All of us who survived on the street could not renounce the charm of the stories we told

Dry SeasonDry Season
by Gabriela Babnik
translated from Slovene by Rawley Grau

This is a strange book, difficult to follow at times, but always lyrical and occasionally outstanding. It’s my Slovenia book for the EU Reading Challenge, written by a Slovene author and starring a Slovene main character, but actually set in Burkina Faso. It seems extra appropriate for this project as its publication was co-funded by the Creative Europe Programme of the European Union.

The book opens with two people in bed together in a hotel room in Ouagadougou. They are Ana – a 62-year-old artist here on holiday – and Ismael, a 27-year-old local who spent much of his life living on the street. It’s an unlikely pairing and one that doesn’t seem destined to last, but as the narrative alternates between their points of view, we discover things they have in common. In a way they are both running away from their daily lives, and as they gradually open up to each other, we learn that neither of them is quite what you expect.

As the title implies, the story takes place during the dry season in Burkina Faso and this natural phenomenon is reflected in the book’s themes. There is an overwhelming loneliness surrounding both characters, perhaps rooted in the fact that they are both orphans and both had surrogate parents who didn’t really show them love. Ana wonders whether it is fair for a woman of her age to “steal” a young man’s chance of having children. She already has a grown son, one she never really wanted and has ambivalent feelings about. She worries about whether her life has produced anything in the end. Ismael has spent most of his life with nothing, largely alone, and his worries and dreams are less abstract. But he is still a thinker, an intellectual.

“When as a child, a tiny, pointless little girl, I would go with him to the butcher’s, I was always obsessed by the idea that it could be us lying there in the display case – me, Mama and father. We’d lie there and the dismembered pieces would buy us. Probably this was also because as a child, more than now, I was aware that we were corpses that still had life in them.”

The story explores – though not in a straightforward way – some interesting, complex subjects. Ana has lived a life of relative privilege and comfort, but she has also suffered great unhappiness and sometimes struggles to stop herself from getting lost inside her own thoughts. Ana never mentions any friends, only exes (and family members she doesn’t get on with). Ismael has no family, but he has found friends whom he considers family. He tries to resist some of the illegal activities of his friends, but feels a duty to those friends.

There are several sex scenes, and descriptions of bodies at other times that are more explicit than the sex. There is also some violence, but the one thing that really shocked me was the use of the N word. It was in Ismael’s sections, applied to another Burkinabe man, but I still felt uncomfortable that the translator had used this word.

“I did not really think it was all that likely that Rougou had had sexual relations with his grandfather. It was just that Rougou, like all of us who survived on the street, could not renounce the charm of the stories we told… ‘We start wit da blood, and later you go back to da books. Okay well. Talk me some poetry. I like to listen to dat shit,’ he said… I cleared my throat and hoped my body’s rhythm would not betray me. If I could do this, I could do everything else too… And one day, if luck was kind, I would stand in front of an open window and ask permission to cross the sea.”

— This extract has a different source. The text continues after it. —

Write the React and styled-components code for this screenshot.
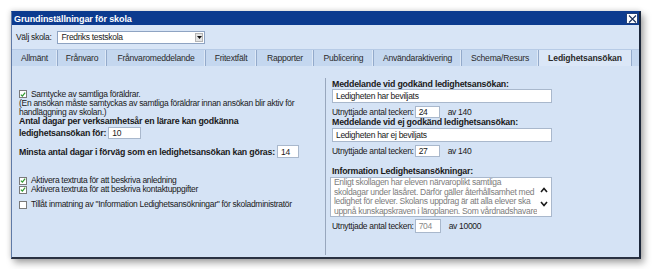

Some of the events depicted seem extreme, and it’s not clear whether everything should be taken at face value or if there is an element of fantasy/altered reality here. Ana has a tendency to flit between past, present and things she has read or seen in films, which gives all of her sections a certain unreliability. Ismael is more straightforward, though his story includes at least one ghost and other elements of superstition that muddy the truth.

This is not an easy read. It is at times uncomfortable, and has a style that demands to be taken slowly. I understand why some readers are ebullient with praise for it, but my reaction was less certain.

Sušna doba published 2013 by Beletrina Academic Press.
Winner of the 2013 European Union Prize for Literature.
This translation published 2015 by Istros Books.